With the exception of office building construction, this industry looks optimistic across the board. In January 1983, building permits for new shopping centers came to a dollar figure almost 100 percent higher than the peak month of 1982.

MINING



Most Texans assume you’re speaking of oil when you mention extraction or mining. But even though several large oil companies are headquartered in the Dallas area, only 2 percent of our population is employed in the mining industry.

It may be just as well that so few people are employed in the oil industry because the news in this area is not bright. Although many of us celebrate sinking petroleum prices, the industry does not. The price of a barrel of Mid East oil was down to $29 in March from $34 the previous year. Speculators believe prices will con-tinue to drop.

Gasoline prices dropped almost 13 cents per gallon during the eight-month period that ended in February; prices are expected to continue the downward spiral.

It might be better to look at the brighter side of the bad news: Although this is a poor time to be sinking drills, it’s an excellent time to acquire leases for the future, says one independent oilman.

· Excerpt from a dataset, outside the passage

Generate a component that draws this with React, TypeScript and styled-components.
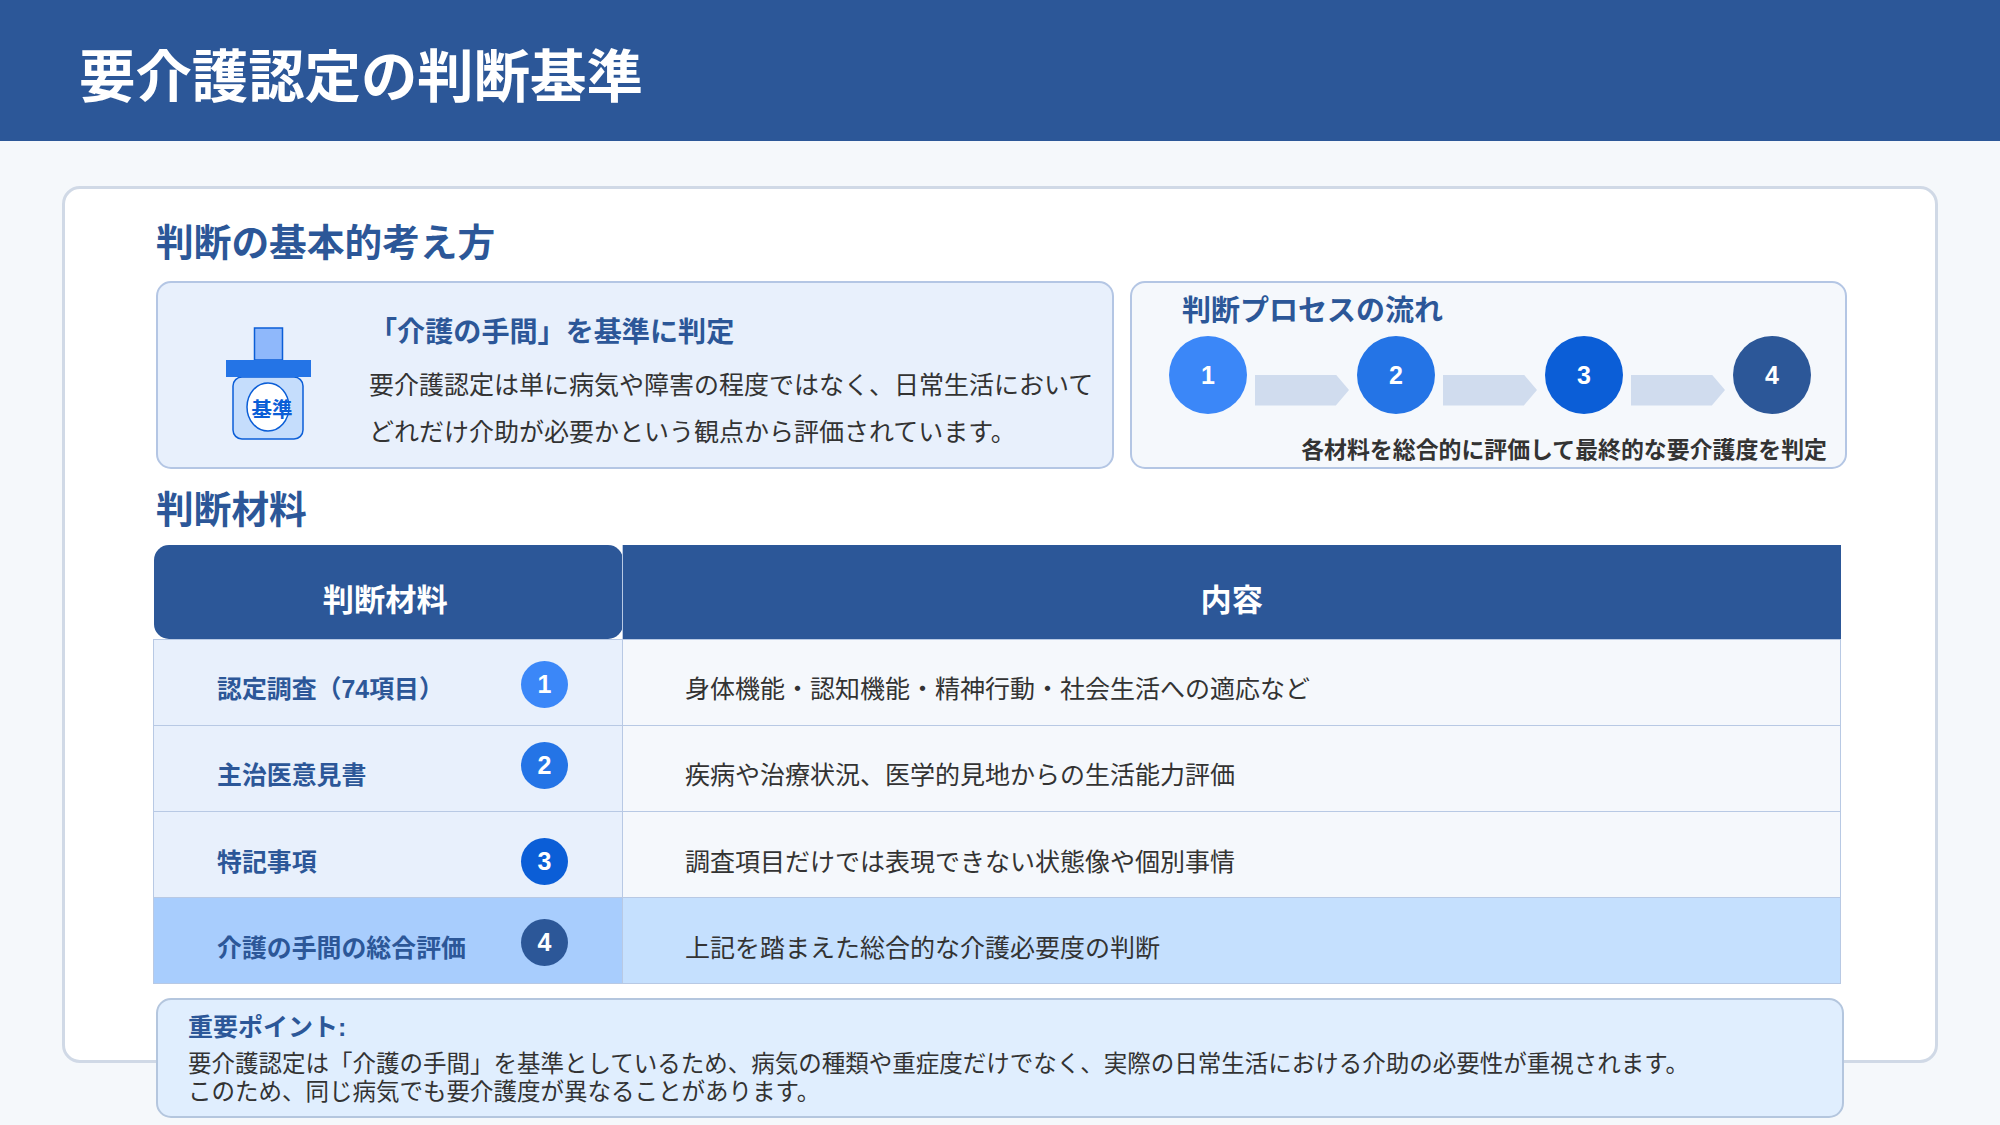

An interesting company in this category is the Dallas-based National Mint, which will soon become the first American company to market a gold piece nationwide. The gold piece will be available through private banks and will compete with South Africa’s Krugerrand and Canada’s Maple Leaf. National Mint president Tom Taylor expects his enterprise to provide new employment in refining, marketing, minting, shipping and accounting.